Don’t “Ask a Lawyer” on a Domain Forum

The legal section of a domain forum is a popular place for people to ask domain name related questions pertaining to trademarks, UDRP, legal threats, and other legal-related topics. I don’t think it’s wise to post specific legal questions in a public domain name forum, but plenty of people value getting some / any feedback over the potential that it could harm their case or lead them astray.

As I’ve written in the past, it is wise to get the advice of a domain name attorney who has experience and expertise in Intellectual Property Law, specifically related to domain names. There are quite a few exceptional attorneys who have many years of experience helping domain investors with many different legal issues.

One thing I’ve noticed many times is people posting questions on forums – or even Twitter – and asking a specific lawyer for advice or feedback. Sometimes it’s the original forum poster who requests advice from a lawyer and other times it is someone who noticed the thread and tagged a lawyer to give insight or advice. Yes, it is smart to ask a lawyer for legal advice, but I think it is unwise and disrespectful to ask for it on a forum or public venue.

Most lawyers are compensated based on the time they spend answering a legal question or resolving an issue. Their years of experience allows them to offer expert counsel, and it has taken many years to gain the experience necessary to become an expert. Aside from the potential issue of malpractice, a lawyer posting legal advice on a forum is giving their services away for free. In addition, it takes away their time from clients who are actually paying for their services. In essence, a lawyer would be harming his or her own practice to enrich a domain investor who doesn’t want to pay for that advice.

Getting advice from a domain name lawyer is a very good idea. Every industry lawyer I have worked with has been straightforward with me, provided at least a very close estimate on the time it would take to resolve or review an issue, and has provided exceptional service and counsel. Consulting with an experienced lawyer may add a cost, but not seeking experienced counsel could be costly. Just don’t ask a lawyer to give free advice on a public venue – I think it’s disrespectful.

Elliot Silver
Elliot Silver
About The Author: Elliot Silver is an Internet entrepreneur and publisher of Elliot is also the founder and President of Top Notch Domains, LLC, a company that has closed eight figures in deals.
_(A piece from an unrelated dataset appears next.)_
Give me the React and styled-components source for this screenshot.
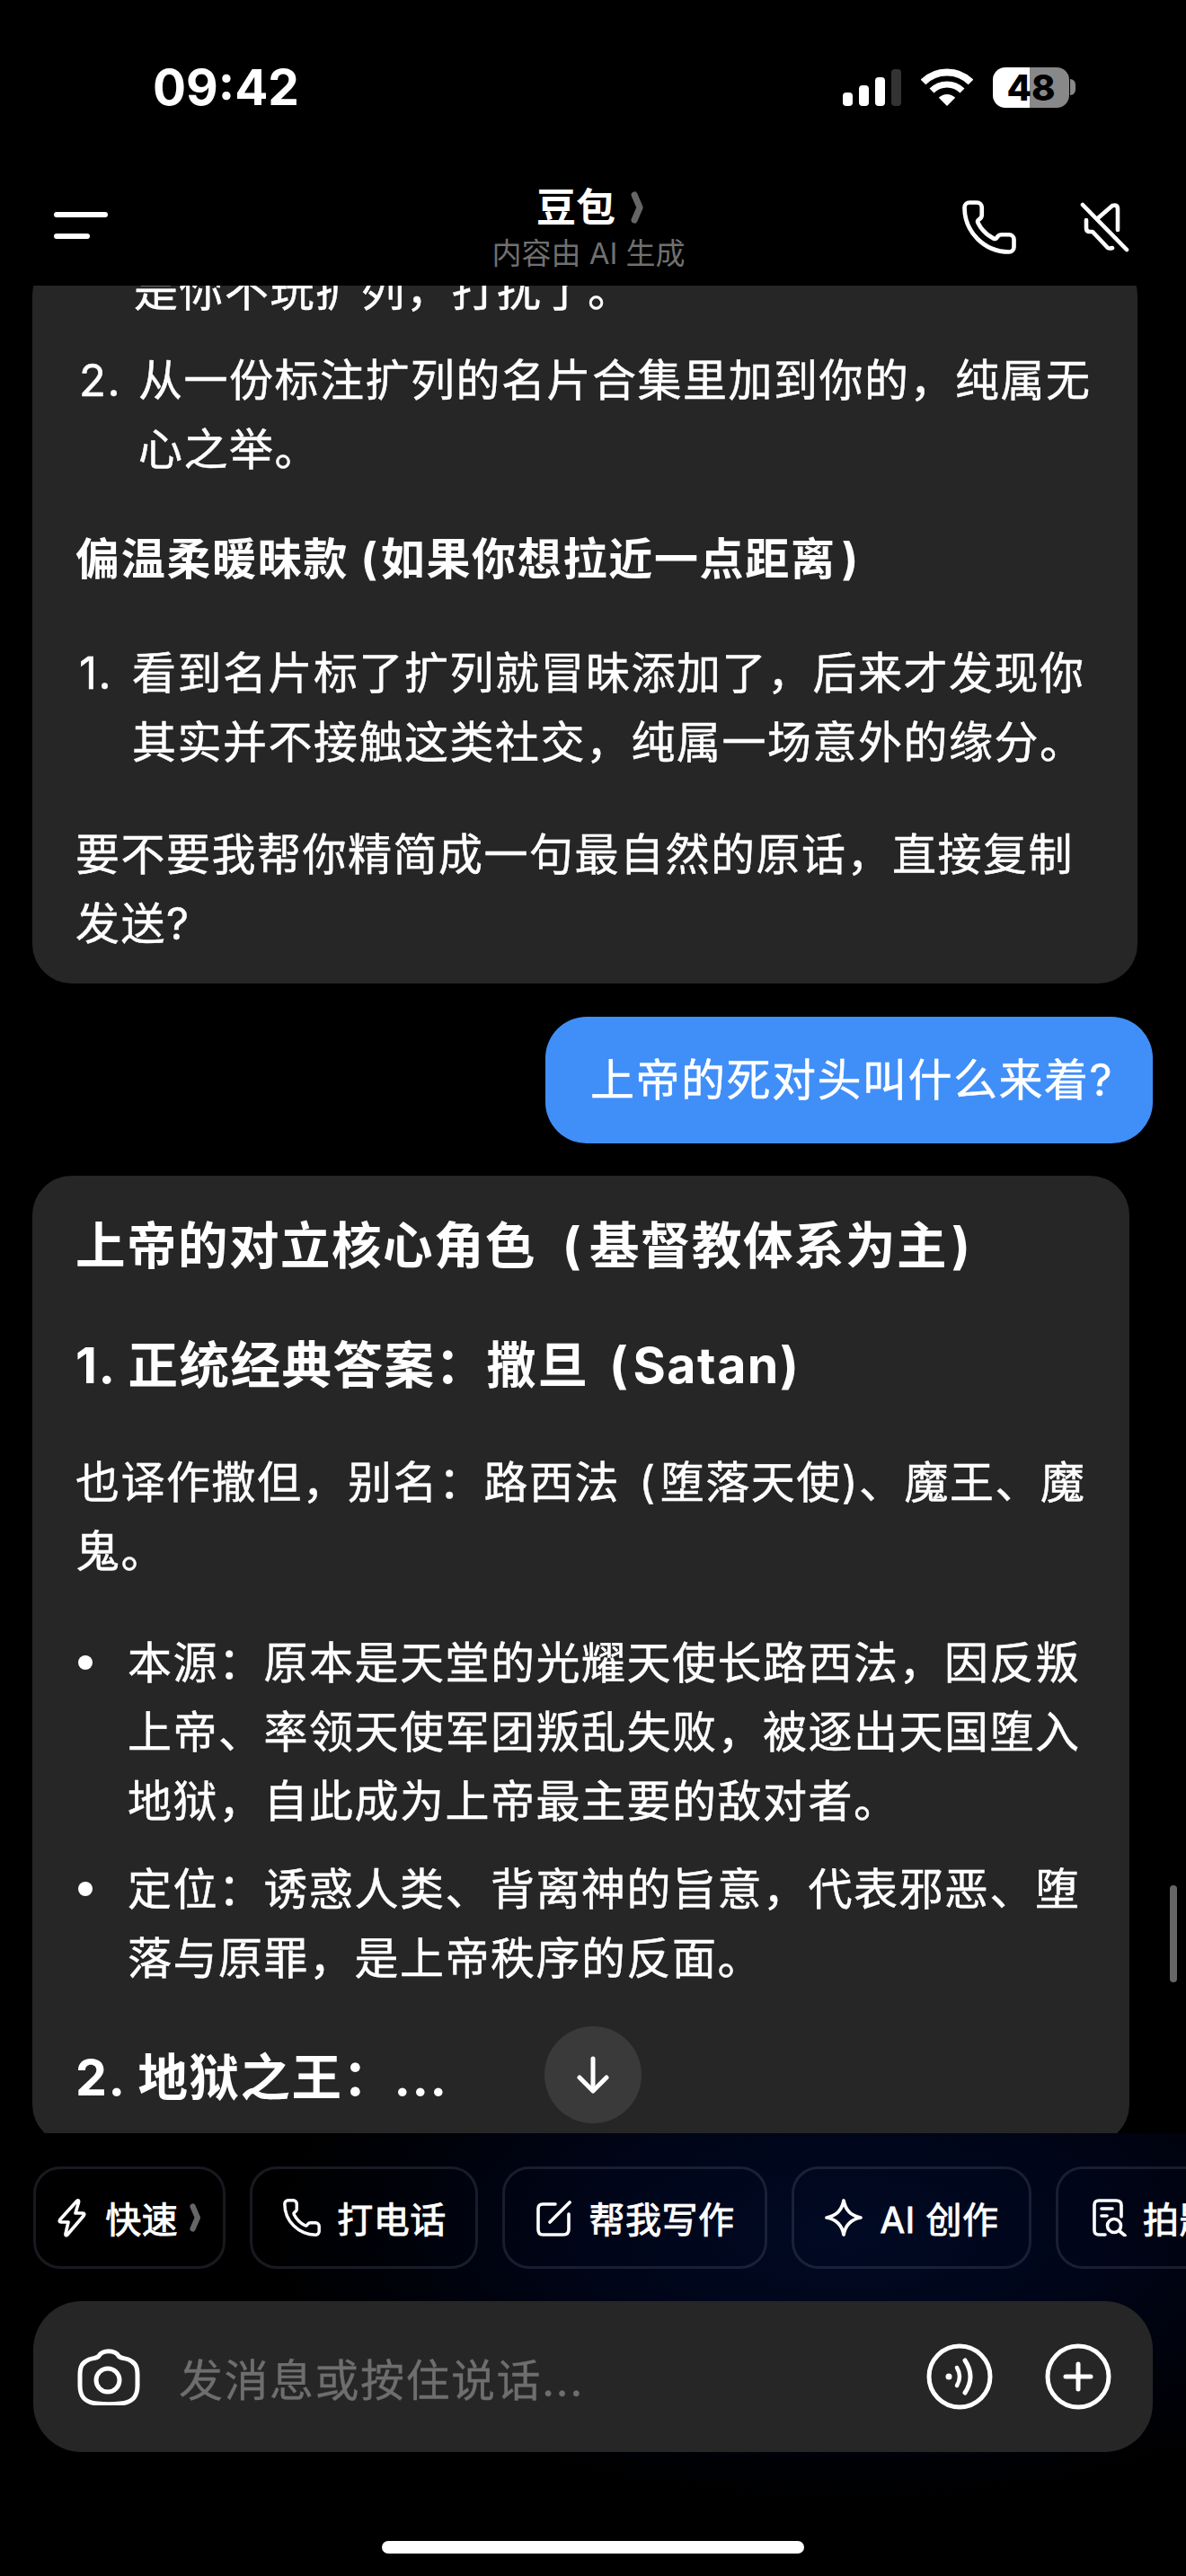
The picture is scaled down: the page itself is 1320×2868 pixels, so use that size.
import styled, { createGlobalStyle } from "styled-components";
import { Phone } from "lucide-react";


const GlobalStyle = createGlobalStyle`
	html, body {
		margin: 0;
		background: #000;
	}

	* { box-sizing: border-box; }
`;


const Signal = () => (
	<svg width="65" height="41" viewBox="0 0 65 41">
		<rect x="0" y="26" width="11" height="15" rx="4" fill="#fff"/>
		<rect x="18" y="18" width="11" height="23" rx="4" fill="#fff"/>
		<rect x="36" y="9" width="11" height="32" rx="4" fill="#fff"/>
		<rect x="54" y="0" width="11" height="41" rx="4" fill="#333"/>
	</svg>
);

const Wifi = () => (
	<svg width="58" height="42" viewBox="0 0 58 42" fill="none" stroke="#fff">
		<path d="M2.5 15.5A37.5 37.5 0 0 1 55.5 15.5" strokeWidth="8"/>
		<path d="M12 25A24 24 0 0 1 46 25" strokeWidth="7"/>
		<path d="M29 42L19.8 32.8A13 13 0 0 1 38.2 32.8Z" fill="#fff" stroke="none"/>
	</svg>
);

const Chevron = ({ size = 36 }) => (
	<svg width={size * 0.45} height={size} viewBox="0 0 16 36" fill="none">
		<path d="M5 4L11 18L5 32" stroke="#666" strokeWidth="7" strokeLinecap="round" strokeLinejoin="round"/>
	</svg>
);

const MuteIcon = () => (
	<svg width="56" height="56" viewBox="0 0 56 56" fill="none" stroke="#fff" strokeWidth="4.6" strokeLinecap="round" strokeLinejoin="round">
		<path d="M3 3L52 53"/>
		<path d="M21 17L36 4Q42 2 42 8V31"/>
		<path d="M7 20V29Q7 33 11 33H14L31 51Q33 52 36 51"/>
	</svg>
);

const ArrowIcon = () => (
	<svg width="38" height="42" viewBox="0 0 38 42" fill="none" stroke="#fff" strokeWidth="5" strokeLinecap="round" strokeLinejoin="round">
		<path d="M19 3V38"/>
		<path d="M4 24L19 39L34 24"/>
	</svg>
);

const Bolt = () => (
	<svg width="34" height="44" viewBox="0 0 34 44" fill="none" stroke="#fff" strokeWidth="3.6" strokeLinejoin="round">
		<path d="M23 3Q25 2 24.5 5L21 17H29Q32 17 30 20L12 41Q9.5 43 10 40L13 27H5Q2 27 4 24Z"/>
	</svg>
);

const WriteIcon = () => (
	<svg width="42" height="42" viewBox="0 0 42 42" fill="none" stroke="#fff" strokeLinecap="round" strokeLinejoin="round">
		<path d="M22 6H8Q3 6 3 11V34Q3 40 8 40H31Q37 40 37 34V17" strokeWidth="3.6"/>
		<path d="M16 26L38 4" strokeWidth="3.8"/>
	</svg>
);

const Star = () => (
	<svg width="44" height="44" viewBox="0 0 44 44" fill="none" stroke="#fff" strokeWidth="3.8" strokeLinejoin="round">
		<path d="M22 3C24 14 30 20 41 22C30 24 24 30 22 41C20 30 14 24 3 22C14 20 20 14 22 3Z"/>
	</svg>
);

const ScanDoc = () => (
	<svg width="38" height="42" viewBox="0 0 38 42" fill="none" stroke="#fff" strokeWidth="3.6" strokeLinecap="round" strokeLinejoin="round">
		<path d="M14 40H7Q2 40 2 35V7Q2 2 7 2H26Q32 2 32 7V20"/>
		<path d="M10 11H22"/>
		<path d="M10 19H16"/>
		<circle cx="24" cy="30" r="7.5"/>
		<path d="M30 36L36 41"/>
	</svg>
);

const Camera = () => (
	<svg width="70" height="64" viewBox="0 0 70 64" fill="none" stroke="#fff" strokeWidth="5" strokeLinejoin="round">
		<path d="M24 9C28 2 42 2 46 9C48 12 52 11 57 13C64 16 67 20 67 30V42C67 56 60 61 48 62C40 63 30 63 22 62C10 61 3 56 3 42V30C3 20 6 16 13 13C18 11 22 12 24 9Z"/>
		<circle cx="34" cy="36" r="13"/>
	</svg>
);

const VoiceIcon = () => (
	<svg width="74" height="74" viewBox="0 0 74 74" fill="none" stroke="#fff" strokeLinecap="round">
		<circle cx="37" cy="37" r="34" strokeWidth="5"/>
		<circle cx="25" cy="37" r="3.5" fill="#fff" stroke="none"/>
		<path d="M34 27Q40 37 34 47" strokeWidth="4.5"/>
		<path d="M43 19Q55 37 43 55" strokeWidth="5"/>
	</svg>
);

const PlusIcon = () => (
	<svg width="74" height="74" viewBox="0 0 74 74" fill="none" stroke="#fff" strokeLinecap="round">
		<circle cx="37" cy="37" r="34" strokeWidth="5"/>
		<path d="M37 23V51M23 37H51" strokeWidth="5"/>
	</svg>
);


const App = () => {
	return <Page>
		<GlobalStyle/>

		<StatusBar>
			<Time>09:42</Time>
			<StatusIcons>
				<Signal/>
				<Wifi/>
				<Battery>
					<BatteryBody>48</BatteryBody>
					<BatteryNub/>
				</Battery>
			</StatusIcons>
		</StatusBar>

		<NavBar>
			<MenuButton>
				<MenuLine $width={60}/>
				<MenuLine $width={40}/>
			</MenuButton>
			<TitleBlock>
				<Title>豆包 <Chevron/></Title>
				<Subtitle>内容由 AI 生成</Subtitle>
			</TitleBlock>
			<NavActions>
				<Phone size={66} color="#fff" strokeWidth={1.7}/>
				<MuteIcon/>
			</NavActions>
		</NavBar>

		<ChatViewport>
			<ChatScroll>
				<Card $width={1230}>
					<ListItem $indent={65}>
						<span/>
						<div>是你不玩扩列，打扰了。</div>
					</ListItem>
					<ListItem $indent={70} $gap={23}>
						<Marker>2.</Marker>
						<div>从一份标注扩列的名片合集里加到你的，纯属无<br/>心之举。</div>
					</ListItem>
					<SmallHeading>偏温柔暖昧款 <Paren $before={0} $after={2}>(</Paren>如果你想拉近一点距离<Paren $before={6}>)</Paren></SmallHeading>
					<ListItem $indent={63} $gap={50}>
						<Marker>1.</Marker>
						<div>看到名片标了扩列就冒昧添加了，后来才发现你<br/>其实并不接触这类社交，纯属一场意外的缘分。</div>
					</ListItem>
					<Para $gap={48}>要不要我帮你精简成一句最自然的原话，直接复制<br/>发送?</Para>
				</Card>

				<UserBubble>上帝的死对头叫什么来着?</UserBubble>

				<Card $width={1221} $top={39} $bottom={36} $gap={36}>
					<Heading>上帝的对立核心角色 <Paren $before={14} $after={8}>(</Paren>基督教体系为主<Paren $before={4}>)</Paren></Heading>
					<Heading $gap={56}>1. 正统经典答案：撒旦 <Paren $before={8} $after={4}>(</Paren>Satan)</Heading>
					<Para $gap={54}>也译作撒但，别名：路西法 <Paren $before={6} $after={4}>(</Paren>堕落天使)、魔王、魔<br/>鬼。</Para>
					<ListItem $indent={58} $gap={47}>
						<Bullet/>
						<div>本源：原本是天堂的光耀天使长路西法，因反叛<br/>上帝、率领天使军团叛乱失败，被逐出天国堕入<br/>地狱，自此成为上帝最主要的敌对者。</div>
					</ListItem>
					<ListItem $indent={58} $gap={21}>
						<Bullet/>
						<div>定位：诱惑人类、背离神的旨意，代表邪恶、堕<br/>落与原罪，是上帝秩序的反面。</div>
					</ListItem>
					<Heading $gap={55}>2. 地狱之王：...</Heading>
				</Card>
			</ChatScroll>

			<ScrollDown><ArrowIcon/></ScrollDown>
			<Scrollbar/>
		</ChatViewport>

		<Footer>
			<ChipRow>
				<Chip $width={214} $gap={20}><Bolt/><ChipLabel>快速</ChipLabel><ChipTail><Chevron size={32}/></ChipTail></Chip>
				<Chip $width={254} $gap={16}><Phone size={46} color="#fff" strokeWidth={1.8}/><ChipLabel>打电话</ChipLabel></Chip>
				<Chip $width={295}><WriteIcon/><ChipLabel>帮我写作</ChipLabel></Chip>
				<Chip $width={267}><Star/><ChipLabel>AI 创作</ChipLabel></Chip>
				<Chip $width={300}><ScanDoc/><ChipLabel>拍题答疑</ChipLabel></Chip>
			</ChipRow>

			<InputBar>
				<Camera/>
				<Placeholder>发消息或按住说话...</Placeholder>
				<InputActions>
					<VoiceIcon/>
					<PlusIcon/>
				</InputActions>
			</InputBar>

			<HomeIndicator/>
		</Footer>
	</Page>
}


export default App;


const Page = styled.div`
	width: 1320px;
	height: 2868px;
	overflow: hidden;
	display: flex;
	flex-direction: column;
	background: #000;
	color: #fff;
	font-family: Inter, "Noto Sans CJK SC", sans-serif;
`;

const StatusBar = styled.div`
	height: 188px;
	flex: none;
	padding: 70px 123px 0 170px;
	display: flex;
	align-items: flex-start;
	justify-content: space-between;
`;

const Time = styled.div`
	font-size: 55px;
	line-height: 54px;
	font-weight: 700;
`;

const StatusIcons = styled.div`
	display: flex;
	align-items: center;
	gap: 22px;
	height: 54px;
`;

const Battery = styled.div`
	display: flex;
	align-items: center;
	gap: 1px;
`;

const BatteryBody = styled.div`
	width: 85px;
	height: 45px;
	border-radius: 14px;
	background: linear-gradient(90deg, #fff 48%, #888 48%);
	color: #000;
	font-size: 40px;
	line-height: 45px;
	font-weight: 800;
	text-align: center;
`;

const BatteryNub = styled.div`
	width: 6px;
	height: 18px;
	border-radius: 0 6px 6px 0;
	background: #888;
`;

const NavBar = styled.div`
	height: 130px;
	flex: none;
	padding: 0 62px 0 60px;
	display: grid;
	grid-template-columns: 1fr auto 1fr;
	align-items: center;
`;

const MenuButton = styled.div`
	display: flex;
	flex-direction: column;
	gap: 18px;
	margin-top: -4px;
`;

const MenuLine = styled.span`
	display: block;
	width: ${props => props.$width}px;
	height: 6px;
	border-radius: 3px;
	background: #fff;
`;

const TitleBlock = styled.div`
	display: flex;
	flex-direction: column;
	align-items: center;
	gap: 4px;
	margin-left: -8px;
`;

const Title = styled.div`
	display: flex;
	align-items: center;
	gap: 16px;
	margin-left: 4px;
	font-size: 44px;
	line-height: 54px;
	font-weight: 700;
`;

const Subtitle = styled.div`
	font-size: 33px;
	line-height: 40px;
	color: #707070;
`;

const NavActions = styled.div`
	display: flex;
	align-items: center;
	justify-content: flex-end;
	gap: 68px;
`;

const ChatViewport = styled.div`
	position: relative;
	height: 2057px;
	flex: none;
	overflow: hidden;
`;

const ChatScroll = styled.div`
	margin-top: -33px;
	display: flex;
	flex-direction: column;
	font-size: 49px;
	line-height: 77px;
	letter-spacing: 1.5px;
	white-space: nowrap;
	-webkit-text-stroke: 0.5px #fff;
`;

const Card = styled.div`
	width: ${props => props.$width}px;
	flex: none;
	margin: ${props => props.$gap || 0}px 0 0 36px;
	padding: ${props => props.$top || 0}px 0 ${props => props.$bottom || 28}px 48px;
	border-radius: 44px;
	background: #262626;
`;

const ListItem = styled.div`
	display: grid;
	grid-template-columns: ${props => props.$indent}px 1fr;
	margin-top: ${props => props.$gap || 0}px;
`;

const Marker = styled.span`
	margin-left: 4px;
`;

const Bullet = styled.span`
	display: block;
	width: 16px;
	height: 16px;
	margin: 30px 0 0 3px;
	border-radius: 50%;
	background: #fff;
`;

const Para = styled.p`
	margin: ${props => props.$gap}px 0 0;
`;

const Paren = styled.span`
	margin-left: ${props => props.$before || 0}px;
	margin-right: ${props => props.$after || 0}px;
`;

const SmallHeading = styled.div`
	margin-top: 45px;
	font-weight: 700;
	letter-spacing: 1.7px;
	-webkit-text-stroke: 0;
`;

const Heading = styled.div`
	margin-top: ${props => props.$gap || 0}px;
	font-size: 55.5px;
	font-weight: 700;
	letter-spacing: 1.5px;
	-webkit-text-stroke: 0;
`;

const UserBubble = styled.div`
	align-self: flex-end;
	margin: 37px 37px 0 0;
	width: 676px;
	height: 141px;
	padding: 0 0 0 50px;
	display: flex;
	align-items: center;
	border-radius: 46px;
	background: #408ff8;
`;

const ScrollDown = styled.div`
	position: absolute;
	left: 606px;
	bottom: 11px;
	width: 108px;
	height: 108px;
	border-radius: 50%;
	background: #3a3a3a;
	display: flex;
	align-items: center;
	justify-content: center;
`;

const Scrollbar = styled.div`
	position: absolute;
	right: 10px;
	top: 1781px;
	width: 8px;
	height: 108px;
	border-radius: 4px;
	background: #666;
`;

const Footer = styled.div`
	flex: 1;
	display: flex;
	flex-direction: column;
	background: radial-gradient(ellipse 640px 300px at 940px 110px, #010a24 0%, #000518 45%, #000 100%);
`;

const ChipRow = styled.div`
	display: flex;
	gap: 27px;
	padding: 37px 0 36px 37px;
	overflow: hidden;
`;

const Chip = styled.div`
	width: ${props => props.$width}px;
	height: 114px;
	flex: none;
	display: flex;
	align-items: center;
	justify-content: center;
	gap: ${props => props.$gap || 18}px;
	border: 3px solid rgba(190, 200, 240, 0.13);
	border-radius: 30px;
`;

const ChipTail = styled.span`
	display: flex;
	margin-left: -8px;
`;

const ChipLabel = styled.span`
	font-size: 40px;
	font-weight: 400;
	letter-spacing: 0.5px;
	white-space: nowrap;
	-webkit-text-stroke: 0.9px #fff;
`;

const InputBar = styled.div`
	width: 1246px;
	height: 168px;
	flex: none;
	margin-left: 37px;
	padding: 0 46px 0 49px;
	display: flex;
	align-items: center;
	border-radius: 54px;
	background: #262626;
`;

const Placeholder = styled.div`
	flex: 1;
	margin-left: 43px;
	font-size: 49px;
	letter-spacing: 1.5px;
	color: #6e6e6e;
	-webkit-text-stroke: 0.3px #6e6e6e;
`;

const InputActions = styled.div`
	display: flex;
	align-items: center;
	gap: 58px;
`;

const HomeIndicator = styled.div`
	width: 470px;
	height: 14px;
	flex: none;
	margin: 99px auto 0;
	border-radius: 7px;
	background: #fff;
`;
Please read the Terms of Use page for additional information about the publisher, website comment policy, disclosures, and conflicts of interest. Reach out to Elliot: Twitter | Facebook | LinkedIn


  1. I dont know that I agree. I get questions all the time in my area of expertise. I can usually determine if a person is trying to get something free. I dont mind lending quick advice. Certainly if I feel a fee should be charged, I am direct.

    Much of my business starts with simple questions.

    • Elliot can’t really help himself. He does have a number of good qualities, but he is also very much a “friend of the establishment.” They know it, and somewhere in his mind he knows it too. And such friends are usually well rewarded. Like the company that invented the Russian bots for the Russagate saga for instance. (And don’t think that means I play for the red team either. I play for neither.)

  2. There have been many times when I’ve felt there should be some of the lawyers commenting, but they almost never do except when Berryhill shows up. I have found that when you go to see a lawyer for the first time, they basically never ever ever ever actually want to say anything at all of substance. So the idea of an “initial consultation” is pretty much a myth right up there with the suggestion either neolibs or neocons actually care about the American people. You can try during that initial visit even when you yourself know quite a bit about the law, but don’t expect to get anywhere usually. Go see five or ten, you can expect the same pattern. So I think they basically bring that mentality and “occupational ethos” into the blogs and forums – by not bringing anything into the blogs and forums. Not even a crumb.